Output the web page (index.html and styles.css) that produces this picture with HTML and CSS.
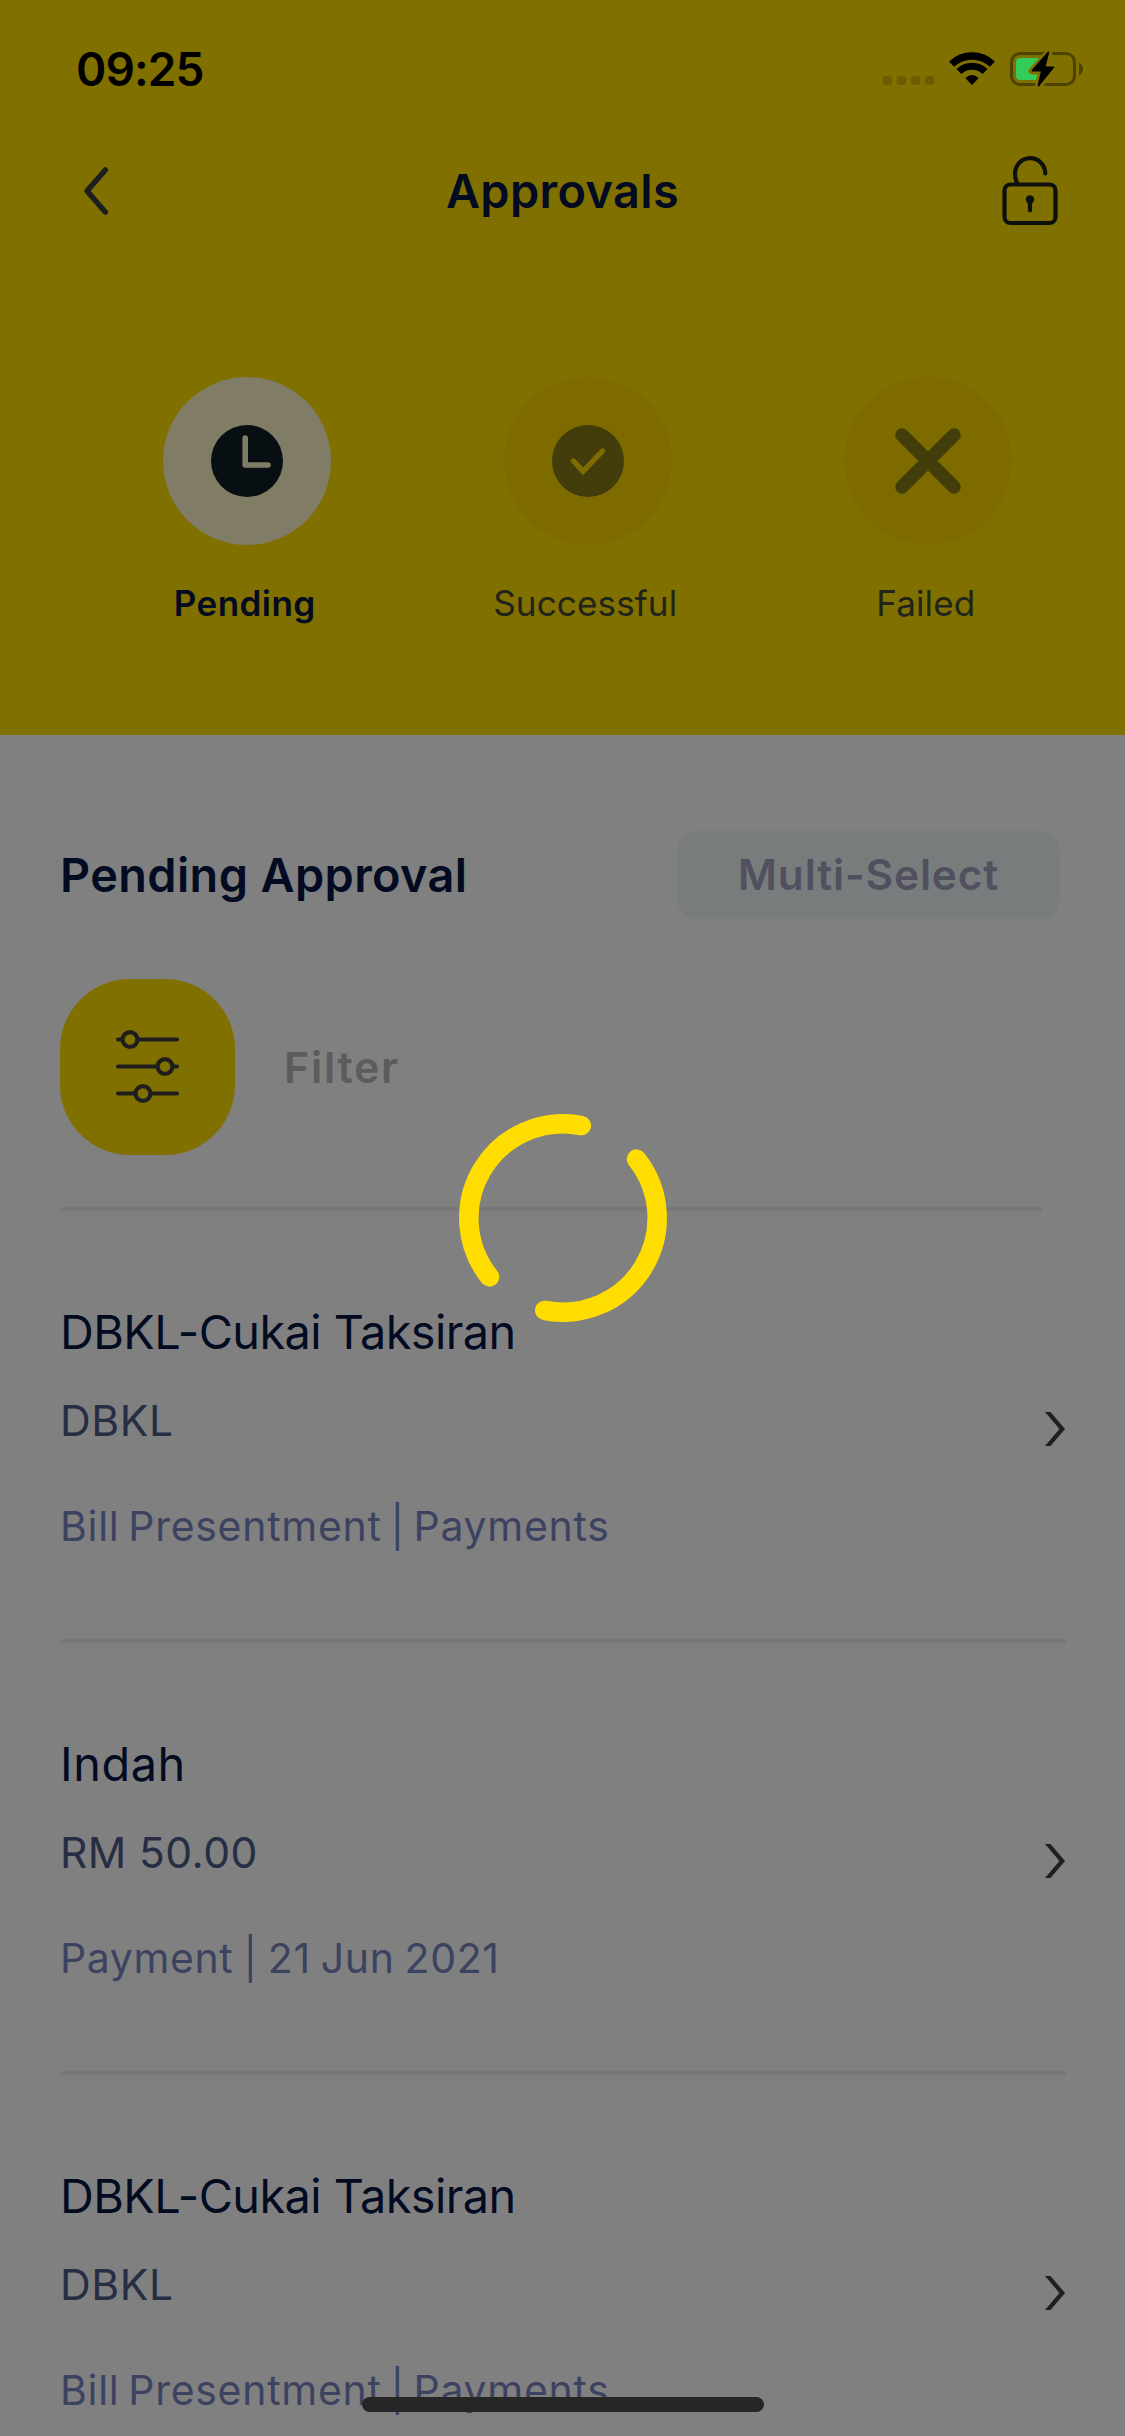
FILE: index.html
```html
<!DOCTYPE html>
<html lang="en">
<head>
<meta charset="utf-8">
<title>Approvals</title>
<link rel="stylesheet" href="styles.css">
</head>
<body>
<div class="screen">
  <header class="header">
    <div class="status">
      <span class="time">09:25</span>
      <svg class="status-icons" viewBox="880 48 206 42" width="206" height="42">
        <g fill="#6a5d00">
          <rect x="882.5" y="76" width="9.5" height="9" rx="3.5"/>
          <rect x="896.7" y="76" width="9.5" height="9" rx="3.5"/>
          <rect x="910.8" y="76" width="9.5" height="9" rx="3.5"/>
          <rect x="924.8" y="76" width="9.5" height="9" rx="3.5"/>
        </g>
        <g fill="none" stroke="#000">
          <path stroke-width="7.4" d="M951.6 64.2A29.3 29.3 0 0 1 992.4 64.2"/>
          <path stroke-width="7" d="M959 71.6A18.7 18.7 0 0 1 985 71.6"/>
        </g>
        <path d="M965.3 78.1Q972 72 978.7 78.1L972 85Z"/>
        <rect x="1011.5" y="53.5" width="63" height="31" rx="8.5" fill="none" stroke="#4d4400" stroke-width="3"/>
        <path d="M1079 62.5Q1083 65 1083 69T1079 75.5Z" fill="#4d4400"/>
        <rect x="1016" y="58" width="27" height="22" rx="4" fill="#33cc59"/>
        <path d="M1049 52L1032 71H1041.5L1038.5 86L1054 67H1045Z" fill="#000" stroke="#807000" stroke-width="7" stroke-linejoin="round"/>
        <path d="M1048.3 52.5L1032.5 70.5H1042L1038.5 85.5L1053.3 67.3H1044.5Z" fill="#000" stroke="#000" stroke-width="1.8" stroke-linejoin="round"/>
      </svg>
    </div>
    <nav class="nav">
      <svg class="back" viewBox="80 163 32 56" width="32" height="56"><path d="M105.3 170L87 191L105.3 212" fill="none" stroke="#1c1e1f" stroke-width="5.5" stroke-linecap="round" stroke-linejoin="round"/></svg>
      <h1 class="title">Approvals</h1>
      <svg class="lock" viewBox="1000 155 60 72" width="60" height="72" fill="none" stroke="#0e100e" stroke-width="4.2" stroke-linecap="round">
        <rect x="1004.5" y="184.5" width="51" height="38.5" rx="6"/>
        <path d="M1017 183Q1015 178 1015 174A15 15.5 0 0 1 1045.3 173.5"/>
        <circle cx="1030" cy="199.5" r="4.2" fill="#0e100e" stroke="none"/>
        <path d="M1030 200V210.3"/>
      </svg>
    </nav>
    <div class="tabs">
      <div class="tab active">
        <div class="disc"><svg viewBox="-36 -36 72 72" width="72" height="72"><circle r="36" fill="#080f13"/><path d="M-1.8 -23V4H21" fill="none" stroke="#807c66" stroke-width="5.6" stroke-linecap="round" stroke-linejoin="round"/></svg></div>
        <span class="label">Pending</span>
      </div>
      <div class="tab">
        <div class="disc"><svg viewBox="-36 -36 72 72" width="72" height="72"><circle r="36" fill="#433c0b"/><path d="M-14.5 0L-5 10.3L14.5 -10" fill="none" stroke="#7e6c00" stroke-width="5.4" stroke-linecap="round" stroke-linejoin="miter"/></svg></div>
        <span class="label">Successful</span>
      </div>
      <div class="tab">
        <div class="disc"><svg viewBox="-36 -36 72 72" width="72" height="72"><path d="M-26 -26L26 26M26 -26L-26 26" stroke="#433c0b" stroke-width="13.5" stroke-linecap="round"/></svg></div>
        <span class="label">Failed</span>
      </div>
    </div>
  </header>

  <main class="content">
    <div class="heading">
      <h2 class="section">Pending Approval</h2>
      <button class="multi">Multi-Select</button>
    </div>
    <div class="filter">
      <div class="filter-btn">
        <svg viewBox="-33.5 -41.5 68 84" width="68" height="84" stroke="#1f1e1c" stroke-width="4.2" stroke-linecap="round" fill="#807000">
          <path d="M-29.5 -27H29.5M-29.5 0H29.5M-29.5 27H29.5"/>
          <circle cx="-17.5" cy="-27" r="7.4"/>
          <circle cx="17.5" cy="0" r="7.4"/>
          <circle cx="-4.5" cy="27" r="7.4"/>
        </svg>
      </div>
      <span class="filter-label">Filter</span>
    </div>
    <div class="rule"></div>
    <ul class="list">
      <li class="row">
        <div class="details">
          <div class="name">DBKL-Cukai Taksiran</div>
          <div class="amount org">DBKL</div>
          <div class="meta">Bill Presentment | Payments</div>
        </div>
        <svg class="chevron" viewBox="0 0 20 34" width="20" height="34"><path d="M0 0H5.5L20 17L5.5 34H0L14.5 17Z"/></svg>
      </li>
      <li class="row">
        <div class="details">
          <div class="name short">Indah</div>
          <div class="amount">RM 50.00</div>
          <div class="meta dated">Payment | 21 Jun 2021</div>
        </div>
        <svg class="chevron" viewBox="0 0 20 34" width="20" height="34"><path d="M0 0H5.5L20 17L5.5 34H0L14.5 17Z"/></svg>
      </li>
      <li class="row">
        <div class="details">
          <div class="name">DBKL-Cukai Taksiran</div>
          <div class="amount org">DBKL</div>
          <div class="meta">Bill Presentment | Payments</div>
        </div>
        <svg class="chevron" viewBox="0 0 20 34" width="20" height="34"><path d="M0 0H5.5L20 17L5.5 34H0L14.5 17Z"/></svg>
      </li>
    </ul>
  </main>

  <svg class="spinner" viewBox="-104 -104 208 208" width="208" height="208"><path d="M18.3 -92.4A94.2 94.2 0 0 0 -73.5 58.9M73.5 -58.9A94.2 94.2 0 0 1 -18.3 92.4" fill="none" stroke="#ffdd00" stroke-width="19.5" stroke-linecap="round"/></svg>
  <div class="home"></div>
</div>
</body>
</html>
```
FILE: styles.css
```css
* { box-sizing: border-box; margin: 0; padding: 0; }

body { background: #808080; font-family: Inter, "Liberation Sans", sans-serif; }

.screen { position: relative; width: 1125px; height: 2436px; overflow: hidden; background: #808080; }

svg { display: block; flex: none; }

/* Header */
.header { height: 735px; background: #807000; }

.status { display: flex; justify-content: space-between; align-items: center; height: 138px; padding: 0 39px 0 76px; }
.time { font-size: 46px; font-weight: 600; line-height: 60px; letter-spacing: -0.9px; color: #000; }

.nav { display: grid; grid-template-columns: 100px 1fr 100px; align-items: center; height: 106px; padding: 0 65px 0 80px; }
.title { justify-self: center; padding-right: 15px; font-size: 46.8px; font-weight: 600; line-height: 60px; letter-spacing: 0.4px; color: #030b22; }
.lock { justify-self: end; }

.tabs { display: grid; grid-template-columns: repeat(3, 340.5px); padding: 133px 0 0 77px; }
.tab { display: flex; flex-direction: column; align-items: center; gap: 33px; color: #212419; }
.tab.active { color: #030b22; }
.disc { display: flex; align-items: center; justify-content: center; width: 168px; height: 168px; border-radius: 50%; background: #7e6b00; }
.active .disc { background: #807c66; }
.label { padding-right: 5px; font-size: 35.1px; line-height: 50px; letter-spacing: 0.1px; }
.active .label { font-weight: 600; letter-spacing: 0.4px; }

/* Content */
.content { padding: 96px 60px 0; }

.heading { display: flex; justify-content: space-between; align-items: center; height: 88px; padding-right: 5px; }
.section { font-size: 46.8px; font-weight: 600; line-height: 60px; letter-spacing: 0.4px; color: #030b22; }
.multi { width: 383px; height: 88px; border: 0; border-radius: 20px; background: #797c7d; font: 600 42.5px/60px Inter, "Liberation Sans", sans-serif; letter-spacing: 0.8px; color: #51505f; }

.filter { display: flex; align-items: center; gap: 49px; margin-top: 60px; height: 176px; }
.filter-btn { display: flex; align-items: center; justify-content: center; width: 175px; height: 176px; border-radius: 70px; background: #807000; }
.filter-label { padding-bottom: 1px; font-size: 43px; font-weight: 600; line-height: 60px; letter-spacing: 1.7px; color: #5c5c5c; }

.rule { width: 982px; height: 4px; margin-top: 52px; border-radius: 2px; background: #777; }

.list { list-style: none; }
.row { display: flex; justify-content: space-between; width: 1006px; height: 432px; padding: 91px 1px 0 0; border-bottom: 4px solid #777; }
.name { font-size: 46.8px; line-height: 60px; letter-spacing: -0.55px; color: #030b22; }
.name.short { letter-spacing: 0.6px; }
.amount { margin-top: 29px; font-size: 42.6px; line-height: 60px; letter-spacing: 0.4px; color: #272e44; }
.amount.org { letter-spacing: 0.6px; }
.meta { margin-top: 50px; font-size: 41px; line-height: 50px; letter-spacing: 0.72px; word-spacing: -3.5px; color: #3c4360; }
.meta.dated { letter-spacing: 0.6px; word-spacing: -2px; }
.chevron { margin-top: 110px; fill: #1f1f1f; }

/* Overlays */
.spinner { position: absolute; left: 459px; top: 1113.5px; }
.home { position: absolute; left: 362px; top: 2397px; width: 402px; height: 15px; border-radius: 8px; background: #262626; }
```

******************************

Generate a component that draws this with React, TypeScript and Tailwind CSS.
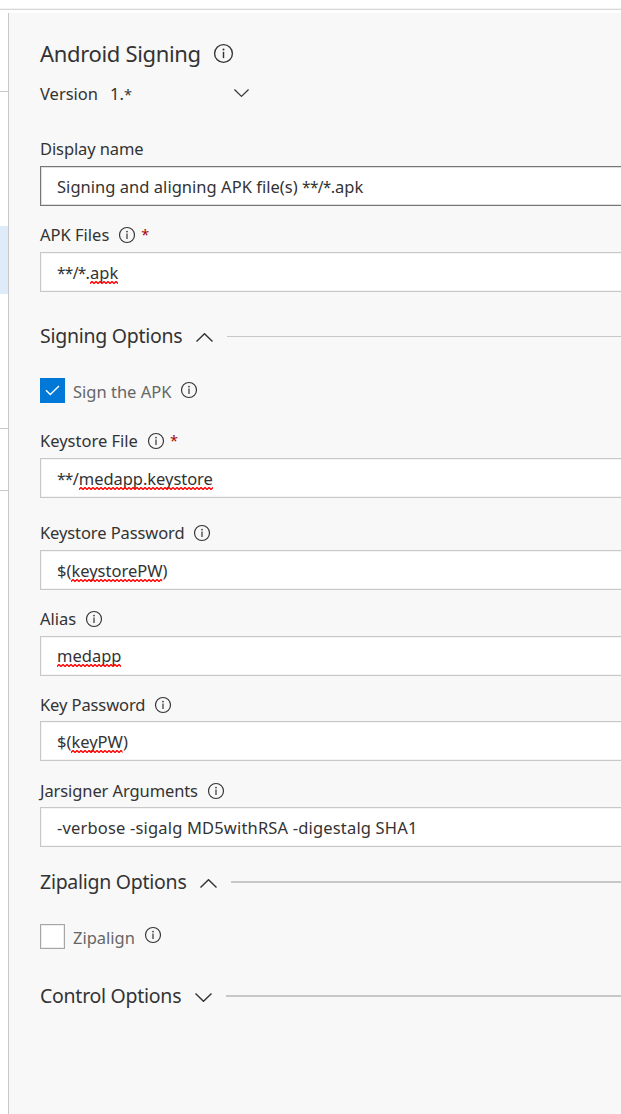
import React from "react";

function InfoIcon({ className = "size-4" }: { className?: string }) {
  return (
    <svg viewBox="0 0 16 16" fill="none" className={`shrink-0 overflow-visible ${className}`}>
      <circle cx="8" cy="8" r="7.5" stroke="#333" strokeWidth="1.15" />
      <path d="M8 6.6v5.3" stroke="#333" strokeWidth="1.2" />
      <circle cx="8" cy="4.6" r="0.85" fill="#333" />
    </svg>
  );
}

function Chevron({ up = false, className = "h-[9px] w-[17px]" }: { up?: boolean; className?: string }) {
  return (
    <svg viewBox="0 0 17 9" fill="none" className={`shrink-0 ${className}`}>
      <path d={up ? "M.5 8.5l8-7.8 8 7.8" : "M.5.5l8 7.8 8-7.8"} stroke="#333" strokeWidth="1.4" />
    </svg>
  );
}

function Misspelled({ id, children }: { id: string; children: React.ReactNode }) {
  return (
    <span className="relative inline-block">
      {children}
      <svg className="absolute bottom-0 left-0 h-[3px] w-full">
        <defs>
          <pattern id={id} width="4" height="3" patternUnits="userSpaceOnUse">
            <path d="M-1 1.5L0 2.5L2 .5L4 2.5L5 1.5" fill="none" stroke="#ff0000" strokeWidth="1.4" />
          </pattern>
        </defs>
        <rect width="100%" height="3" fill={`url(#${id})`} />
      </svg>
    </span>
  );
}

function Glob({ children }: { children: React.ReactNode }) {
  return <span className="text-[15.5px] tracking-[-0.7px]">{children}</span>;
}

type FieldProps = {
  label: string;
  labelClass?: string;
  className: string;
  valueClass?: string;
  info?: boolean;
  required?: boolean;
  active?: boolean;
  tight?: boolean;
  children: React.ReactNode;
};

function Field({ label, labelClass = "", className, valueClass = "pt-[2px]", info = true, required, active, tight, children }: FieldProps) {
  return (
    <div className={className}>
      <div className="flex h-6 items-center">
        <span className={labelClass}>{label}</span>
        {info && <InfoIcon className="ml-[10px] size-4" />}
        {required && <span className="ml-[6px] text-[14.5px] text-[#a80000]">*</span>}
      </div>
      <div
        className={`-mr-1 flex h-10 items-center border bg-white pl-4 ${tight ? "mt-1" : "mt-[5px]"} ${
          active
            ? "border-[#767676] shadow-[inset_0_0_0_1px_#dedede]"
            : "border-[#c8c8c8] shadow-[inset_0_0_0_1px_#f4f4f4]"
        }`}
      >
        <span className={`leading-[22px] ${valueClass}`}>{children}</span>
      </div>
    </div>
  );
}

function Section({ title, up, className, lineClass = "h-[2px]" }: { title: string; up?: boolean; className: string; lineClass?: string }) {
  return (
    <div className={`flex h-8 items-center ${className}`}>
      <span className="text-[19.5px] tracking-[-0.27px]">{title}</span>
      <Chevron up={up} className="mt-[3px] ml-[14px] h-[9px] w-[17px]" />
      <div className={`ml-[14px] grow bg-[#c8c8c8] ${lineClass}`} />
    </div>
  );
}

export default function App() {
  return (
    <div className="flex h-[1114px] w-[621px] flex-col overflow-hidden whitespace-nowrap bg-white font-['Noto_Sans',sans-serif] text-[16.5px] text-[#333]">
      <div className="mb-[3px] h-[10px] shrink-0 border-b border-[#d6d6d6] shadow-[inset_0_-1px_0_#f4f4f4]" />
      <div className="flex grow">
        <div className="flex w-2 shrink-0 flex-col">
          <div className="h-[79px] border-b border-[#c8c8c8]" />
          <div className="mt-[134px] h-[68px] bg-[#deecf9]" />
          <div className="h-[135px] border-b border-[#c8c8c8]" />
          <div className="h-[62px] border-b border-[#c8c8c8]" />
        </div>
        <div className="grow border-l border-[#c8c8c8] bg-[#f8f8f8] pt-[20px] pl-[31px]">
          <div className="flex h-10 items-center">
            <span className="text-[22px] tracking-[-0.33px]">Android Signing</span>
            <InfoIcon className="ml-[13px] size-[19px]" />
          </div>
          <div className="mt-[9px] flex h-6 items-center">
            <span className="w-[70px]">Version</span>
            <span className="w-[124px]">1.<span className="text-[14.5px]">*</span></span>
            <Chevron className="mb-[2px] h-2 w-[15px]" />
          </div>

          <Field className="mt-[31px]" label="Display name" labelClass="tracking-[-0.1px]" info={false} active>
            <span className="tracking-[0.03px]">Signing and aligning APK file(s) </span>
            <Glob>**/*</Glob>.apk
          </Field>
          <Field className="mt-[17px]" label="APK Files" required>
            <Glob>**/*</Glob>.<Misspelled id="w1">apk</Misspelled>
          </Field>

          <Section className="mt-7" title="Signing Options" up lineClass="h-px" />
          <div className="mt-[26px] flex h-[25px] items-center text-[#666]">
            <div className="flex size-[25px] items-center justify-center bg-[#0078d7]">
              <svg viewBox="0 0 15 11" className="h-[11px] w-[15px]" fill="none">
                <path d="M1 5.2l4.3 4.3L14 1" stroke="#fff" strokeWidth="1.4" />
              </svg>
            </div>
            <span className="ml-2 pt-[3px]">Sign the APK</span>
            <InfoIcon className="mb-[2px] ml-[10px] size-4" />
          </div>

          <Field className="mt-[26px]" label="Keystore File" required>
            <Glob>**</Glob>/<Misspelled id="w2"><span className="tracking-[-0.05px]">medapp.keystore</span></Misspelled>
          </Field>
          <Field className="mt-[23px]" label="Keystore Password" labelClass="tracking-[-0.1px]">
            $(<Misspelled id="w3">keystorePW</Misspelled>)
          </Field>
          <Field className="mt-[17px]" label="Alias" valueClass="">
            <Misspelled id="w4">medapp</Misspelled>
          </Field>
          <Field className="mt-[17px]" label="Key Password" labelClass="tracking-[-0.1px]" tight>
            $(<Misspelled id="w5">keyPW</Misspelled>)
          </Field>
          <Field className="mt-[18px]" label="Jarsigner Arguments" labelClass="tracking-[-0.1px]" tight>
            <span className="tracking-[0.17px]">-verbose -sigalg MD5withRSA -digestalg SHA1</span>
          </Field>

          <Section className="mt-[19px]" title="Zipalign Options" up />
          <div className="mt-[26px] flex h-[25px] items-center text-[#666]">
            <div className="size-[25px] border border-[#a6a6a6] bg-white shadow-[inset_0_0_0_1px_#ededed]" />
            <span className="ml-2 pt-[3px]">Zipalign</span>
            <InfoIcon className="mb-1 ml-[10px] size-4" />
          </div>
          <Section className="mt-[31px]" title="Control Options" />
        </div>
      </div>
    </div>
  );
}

******************************

:: Set problem ::
Only the stretch from the line with "Generate a component" through the line with "import React from" should be copied, exactly and with both ends. Drop the pictures.

:: Output for this exercise ::
Generate a component that draws this with React, TypeScript and Tailwind CSS.
import React from "react";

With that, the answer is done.